Our cultural love affair with tolerance and acceptance has tempted the church to make peace with sin. Gross sins that Jesus says will render us fruitless, therefore dead, therefore unsaved. We believe that since we are better than some, that since we have trained one another to placate ourselves, that we are all “ok”. I went on a prayer walk this weekend with some friends and we got into conversation with two men. We told them that we were out praying over the neighborhood and asked if there was anything we could pray about for them, and they said, “No thanks, we will be fine”. Unfortunately, apart from Christ, none of us will be fine. The standard is not societal acceptance or creature comforts, it is Godly perfection.
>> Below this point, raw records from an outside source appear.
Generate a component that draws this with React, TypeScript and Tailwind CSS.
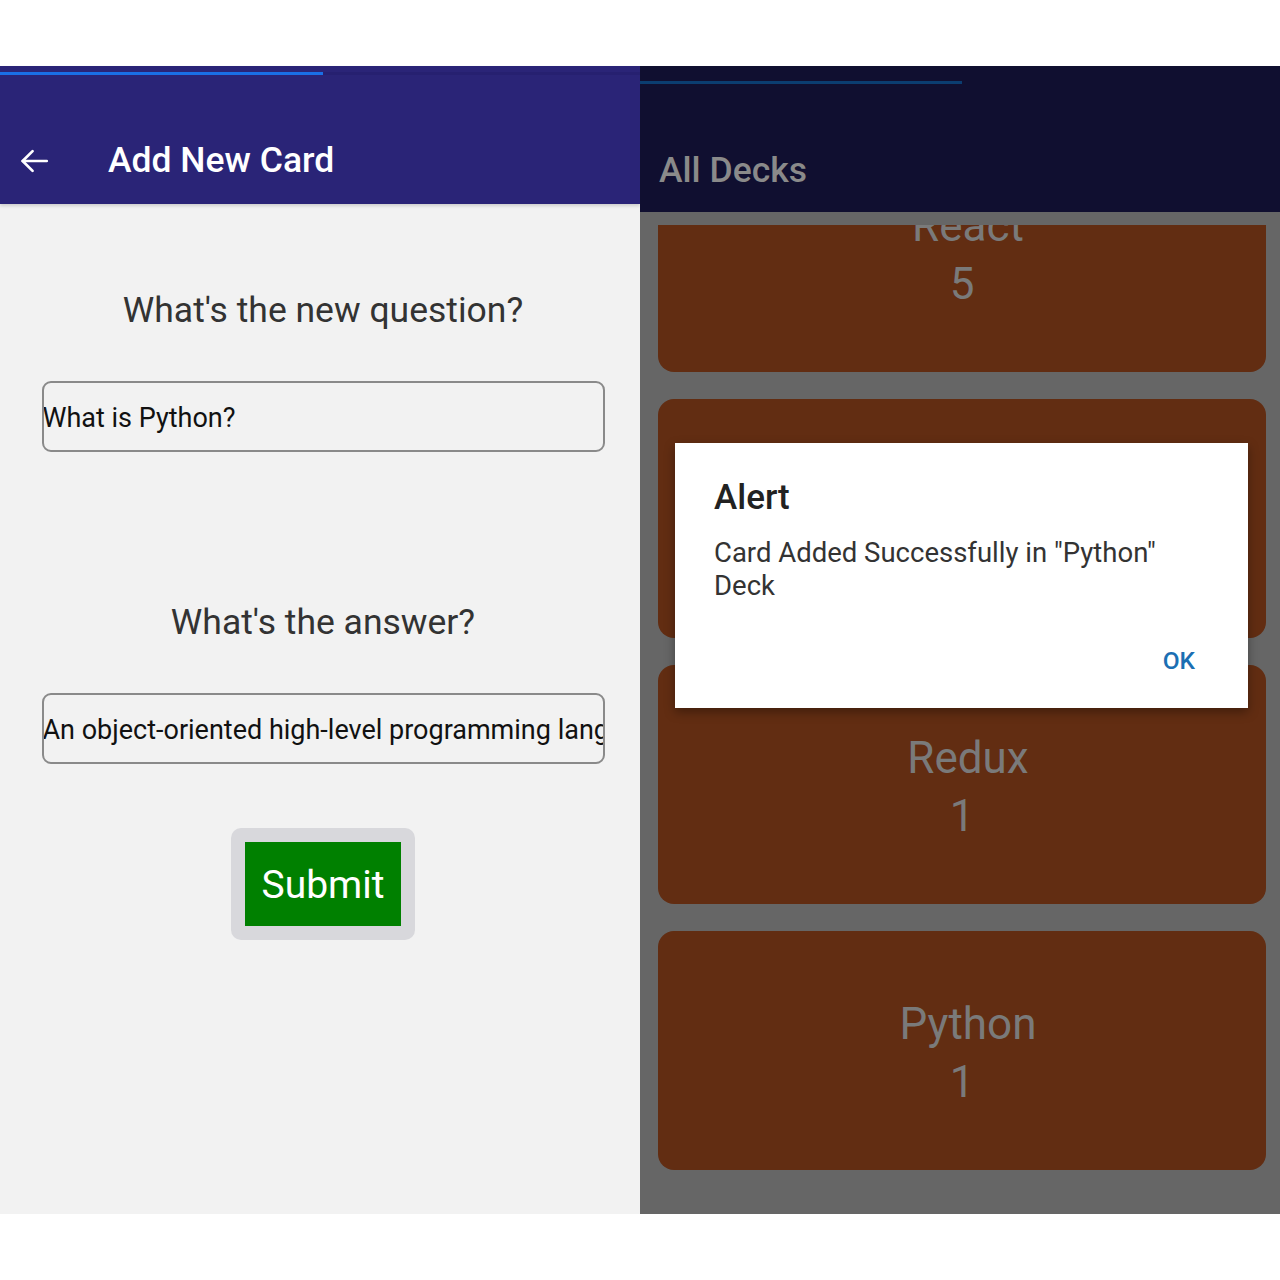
import React from "react";

const font = { fontFamily: "Roboto, 'Noto Sans', Arial, sans-serif" };

function Deck({ name, count }: { name: string; count: string }) {
  return (
    <div className="h-[239px] shrink-0 rounded-[16px] bg-[#622d12] flex flex-col items-center pt-[64px] text-[#7a7a7a] text-[44px] leading-[58px]">
      <div className="pl-[12px]">{name}</div>
      <div>{count}</div>
    </div>
  );
}

export default function App() {
  return (
    <div className="w-[1280px] h-[1280px] bg-white flex flex-col" style={font}>
      <div className="h-[66px] shrink-0" />
      <div className="flex h-[1148px]">
        {/* Left panel */}
        <div className="w-[640px] flex flex-col bg-[#f2f2f2]">
          <div className="h-[138px] bg-[#2a2477] flex flex-col shadow-[0_2px_3px_rgba(0,0,0,0.15)]">
            <div className="mt-[6px] h-[3px] flex">
              <div className="w-[323px] bg-[#1a6fe6]" />
              <div className="flex-1 bg-[#262070]" />
            </div>
            <div className="flex items-center mt-[63px] h-[46px]">
              <svg className="ml-[17px]" width="34" height="34" viewBox="0 0 24 24" fill="none" stroke="white" strokeWidth="1.9" strokeLinecap="round" strokeLinejoin="round">
                <path d="M21 12H4" />
                <path d="M11 5l-7 7 7 7" />
              </svg>
              <div className="ml-[57px] text-white text-[35.5px] font-medium">Add New Card</div>
            </div>
          </div>
          <div className="flex flex-col items-center pl-[6px]">
            <div className="mt-[85px] text-[35.5px] leading-[42px] text-[#333]">What's the new question?</div>
            <div className="mt-[50px] w-[563px] h-[71px] border-2 border-[#8a8a8a] rounded-[9px] flex items-center overflow-hidden text-[27px] text-[#111] whitespace-nowrap">
              <span className="-ml-[1px] pt-[3px]">What is Python?</span>
            </div>
            <div className="mt-[149px] text-[35.5px] leading-[42px] text-[#333]">What's the answer?</div>
            <div className="mt-[50px] w-[563px] h-[71px] border-2 border-[#8a8a8a] rounded-[9px] flex items-center overflow-hidden text-[27px] text-[#111] whitespace-nowrap">
              <span className="-ml-[1px] pt-[3px]">An object-oriented high-level programming language</span>
            </div>
            <div className="mt-[64px] w-[184px] h-[112px] rounded-[10px] bg-[#d8d8dc] flex items-center justify-center">
              <div className="w-[156px] h-[84px] bg-[#008000] flex items-center justify-center text-white text-[39px] pt-[3px]">Submit</div>
            </div>
          </div>
        </div>
        {/* Right panel */}
        <div className="w-[640px] flex flex-col bg-[#666666] relative">
          <div className="h-[146px] shrink-0 bg-[#100f30] flex flex-col relative z-10">
            <div className="mt-[15px] h-[3px] flex">
              <div className="w-[322px] bg-[#0b3d70]" />
            </div>
            <div className="mt-[66px] ml-[19px] text-[35.5px] font-medium text-[#8a8a8a] leading-[40px]">All Decks</div>
          </div>
          <div className="flex-1 pt-[13px] flex flex-col min-h-0">
            <div className="flex-1 overflow-hidden">
              <div className="flex flex-col gap-[27px] pl-[18px] pr-[14px] -mt-[92px]">
                <Deck name="React" count="5" />
                <Deck name="" count="" />
                <Deck name="Redux" count="1" />
                <Deck name="Python" count="1" />
              </div>
            </div>
          </div>
          <div className="absolute left-[35px] top-[377px] w-[573px] h-[265px] bg-white shadow-[0_4px_10px_rgba(0,0,0,0.35)] z-20 flex flex-col pl-[39px] pr-[30px]">
            <div className="mt-[34px] text-[35px] font-medium text-[#222] leading-[42px]">Alert</div>
            <div className="mt-[17px] text-[27.5px] text-[#333] leading-[33px]">Card Added Successfully in "Python" Deck</div>
            <div className="mt-auto mb-[28px] self-end mr-[23px] text-[24.5px] font-medium text-[#1b6fb3]">OK</div>
          </div>
        </div>
      </div>
    </div>
  );
}
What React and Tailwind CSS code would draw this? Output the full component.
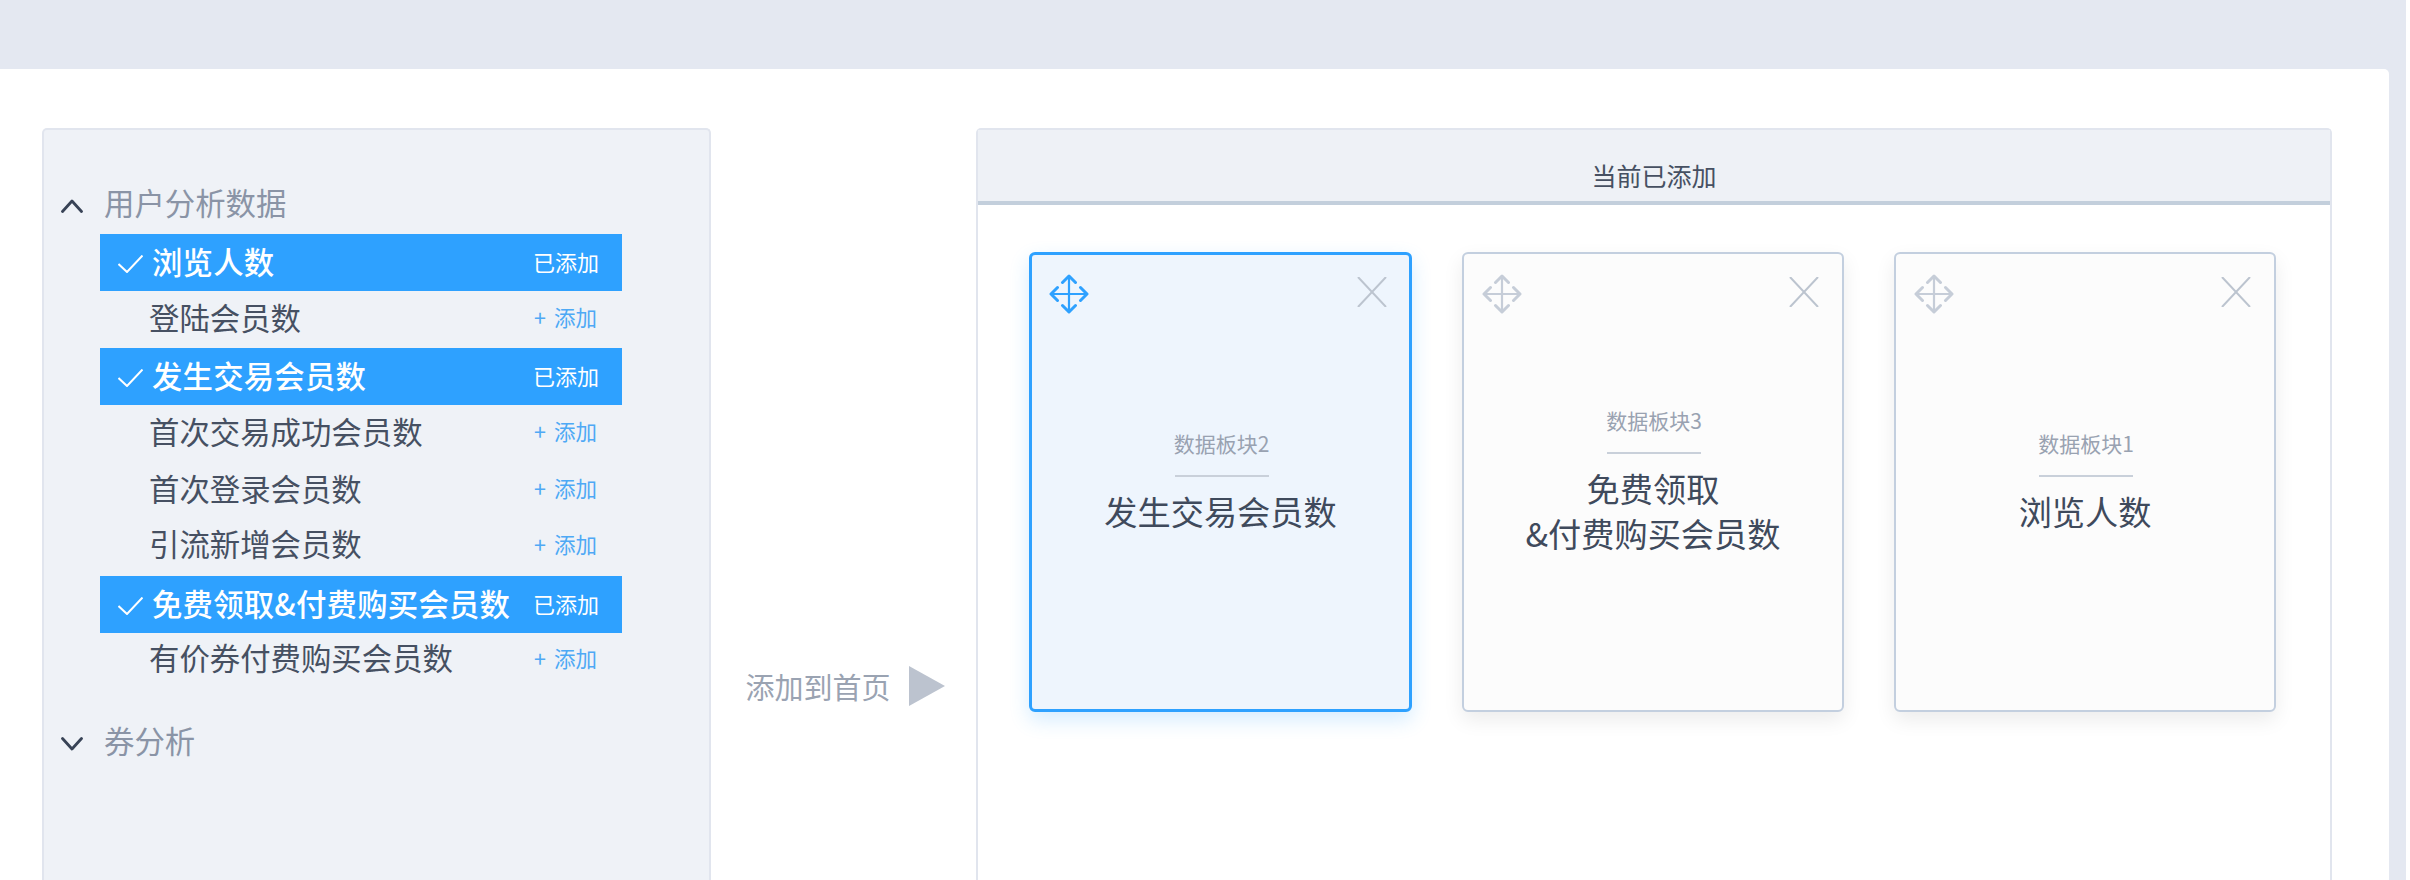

We cannot attain Godly perfection, therefore we need to be covered in Jesus’ righteousness and through His enabling, produce the fruits of the Spirit.
The point is simple. Fruit is not optional. A healthy branch will produce fruit, and a branch that produces no fruit or bad fruit is already dead and will be cut off. Let’s check our fruit today. How would people characterize you? How would God identify your heart and driving passions? Are you at war with your flesh and dying to sin? Or are you coasting, assuming that you will be ok? Let’s not toy with eternity.